DATA SHOWN:

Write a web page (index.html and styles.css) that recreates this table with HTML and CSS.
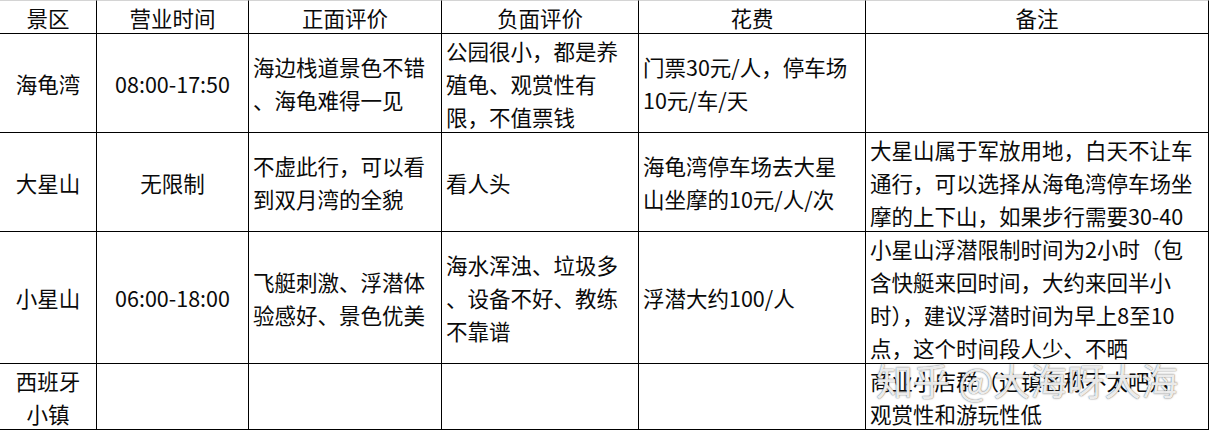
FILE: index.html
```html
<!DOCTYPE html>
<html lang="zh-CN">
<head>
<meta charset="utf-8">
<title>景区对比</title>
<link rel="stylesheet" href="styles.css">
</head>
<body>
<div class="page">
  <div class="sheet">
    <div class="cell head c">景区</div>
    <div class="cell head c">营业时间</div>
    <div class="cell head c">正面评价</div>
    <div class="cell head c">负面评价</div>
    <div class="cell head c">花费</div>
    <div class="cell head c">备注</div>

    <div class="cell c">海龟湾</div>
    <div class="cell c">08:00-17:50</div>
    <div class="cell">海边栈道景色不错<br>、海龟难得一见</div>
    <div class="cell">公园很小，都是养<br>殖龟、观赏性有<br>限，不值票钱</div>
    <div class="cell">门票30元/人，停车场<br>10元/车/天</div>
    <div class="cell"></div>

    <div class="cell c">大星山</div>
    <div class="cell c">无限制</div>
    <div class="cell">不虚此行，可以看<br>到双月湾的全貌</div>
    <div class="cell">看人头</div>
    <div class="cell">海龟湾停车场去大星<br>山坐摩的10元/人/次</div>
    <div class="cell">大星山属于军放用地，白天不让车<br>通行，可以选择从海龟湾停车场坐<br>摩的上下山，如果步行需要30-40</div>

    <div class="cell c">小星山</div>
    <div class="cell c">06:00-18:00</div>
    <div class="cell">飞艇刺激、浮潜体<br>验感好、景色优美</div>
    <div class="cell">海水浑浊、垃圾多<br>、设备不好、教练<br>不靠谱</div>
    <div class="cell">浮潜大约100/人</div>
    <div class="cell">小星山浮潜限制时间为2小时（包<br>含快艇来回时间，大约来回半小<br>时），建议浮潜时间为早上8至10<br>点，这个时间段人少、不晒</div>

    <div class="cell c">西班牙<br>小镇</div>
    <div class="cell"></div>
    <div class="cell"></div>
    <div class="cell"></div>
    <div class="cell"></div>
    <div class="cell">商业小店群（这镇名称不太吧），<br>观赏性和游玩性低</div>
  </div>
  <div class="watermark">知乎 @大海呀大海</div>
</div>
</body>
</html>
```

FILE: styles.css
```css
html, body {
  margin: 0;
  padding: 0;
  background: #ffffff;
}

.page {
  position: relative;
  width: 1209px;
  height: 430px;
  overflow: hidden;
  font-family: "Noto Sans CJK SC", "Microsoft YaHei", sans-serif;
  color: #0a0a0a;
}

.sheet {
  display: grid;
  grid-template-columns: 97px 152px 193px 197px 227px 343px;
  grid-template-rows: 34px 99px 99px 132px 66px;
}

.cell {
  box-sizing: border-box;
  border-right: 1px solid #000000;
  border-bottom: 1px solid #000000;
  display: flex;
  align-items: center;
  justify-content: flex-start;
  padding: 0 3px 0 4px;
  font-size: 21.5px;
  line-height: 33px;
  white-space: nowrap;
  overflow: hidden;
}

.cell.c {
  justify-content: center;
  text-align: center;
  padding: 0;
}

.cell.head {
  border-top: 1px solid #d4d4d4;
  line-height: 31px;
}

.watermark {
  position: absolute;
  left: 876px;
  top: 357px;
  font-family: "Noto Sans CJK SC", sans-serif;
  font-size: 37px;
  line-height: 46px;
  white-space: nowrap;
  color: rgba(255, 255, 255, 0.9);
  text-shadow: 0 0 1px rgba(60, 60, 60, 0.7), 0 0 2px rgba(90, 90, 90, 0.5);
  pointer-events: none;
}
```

YOUR GOAL:
Print the complete listing exactly as it stands, without its pictures.

FINISHED ANSWER:
Write a web page (index.html and styles.css) that recreates this table with HTML and CSS.
FILE: index.html
```html
<!DOCTYPE html>
<html lang="zh-CN">
<head>
<meta charset="utf-8">
<title>景区对比</title>
<link rel="stylesheet" href="styles.css">
</head>
<body>
<div class="page">
  <div class="sheet">
    <div class="cell head c">景区</div>
    <div class="cell head c">营业时间</div>
    <div class="cell head c">正面评价</div>
    <div class="cell head c">负面评价</div>
    <div class="cell head c">花费</div>
    <div class="cell head c">备注</div>

    <div class="cell c">海龟湾</div>
    <div class="cell c">08:00-17:50</div>
    <div class="cell">海边栈道景色不错<br>、海龟难得一见</div>
    <div class="cell">公园很小，都是养<br>殖龟、观赏性有<br>限，不值票钱</div>
    <div class="cell">门票30元/人，停车场<br>10元/车/天</div>
    <div class="cell"></div>

    <div class="cell c">大星山</div>
    <div class="cell c">无限制</div>
    <div class="cell">不虚此行，可以看<br>到双月湾的全貌</div>
    <div class="cell">看人头</div>
    <div class="cell">海龟湾停车场去大星<br>山坐摩的10元/人/次</div>
    <div class="cell">大星山属于军放用地，白天不让车<br>通行，可以选择从海龟湾停车场坐<br>摩的上下山，如果步行需要30-40</div>

    <div class="cell c">小星山</div>
    <div class="cell c">06:00-18:00</div>
    <div class="cell">飞艇刺激、浮潜体<br>验感好、景色优美</div>
    <div class="cell">海水浑浊、垃圾多<br>、设备不好、教练<br>不靠谱</div>
    <div class="cell">浮潜大约100/人</div>
    <div class="cell">小星山浮潜限制时间为2小时（包<br>含快艇来回时间，大约来回半小<br>时），建议浮潜时间为早上8至10<br>点，这个时间段人少、不晒</div>

    <div class="cell c">西班牙<br>小镇</div>
    <div class="cell"></div>
    <div class="cell"></div>
    <div class="cell"></div>
    <div class="cell"></div>
    <div class="cell">商业小店群（这镇名称不太吧），<br>观赏性和游玩性低</div>
  </div>
  <div class="watermark">知乎 @大海呀大海</div>
</div>
</body>
</html>
```

FILE: styles.css
```css
html, body {
  margin: 0;
  padding: 0;
  background: #ffffff;
}

.page {
  position: relative;
  width: 1209px;
  height: 430px;
  overflow: hidden;
  font-family: "Noto Sans CJK SC", "Microsoft YaHei", sans-serif;
  color: #0a0a0a;
}

.sheet {
  display: grid;
  grid-template-columns: 97px 152px 193px 197px 227px 343px;
  grid-template-rows: 34px 99px 99px 132px 66px;
}

.cell {
  box-sizing: border-box;
  border-right: 1px solid #000000;
  border-bottom: 1px solid #000000;
  display: flex;
  align-items: center;
  justify-content: flex-start;
  padding: 0 3px 0 4px;
  font-size: 21.5px;
  line-height: 33px;
  white-space: nowrap;
  overflow: hidden;
}

.cell.c {
  justify-content: center;
  text-align: center;
  padding: 0;
}

.cell.head {
  border-top: 1px solid #d4d4d4;
  line-height: 31px;
}

.watermark {
  position: absolute;
  left: 876px;
  top: 357px;
  font-family: "Noto Sans CJK SC", sans-serif;
  font-size: 37px;
  line-height: 46px;
  white-space: nowrap;
  color: rgba(255, 255, 255, 0.9);
  text-shadow: 0 0 1px rgba(60, 60, 60, 0.7), 0 0 2px rgba(90, 90, 90, 0.5);
  pointer-events: none;
}
```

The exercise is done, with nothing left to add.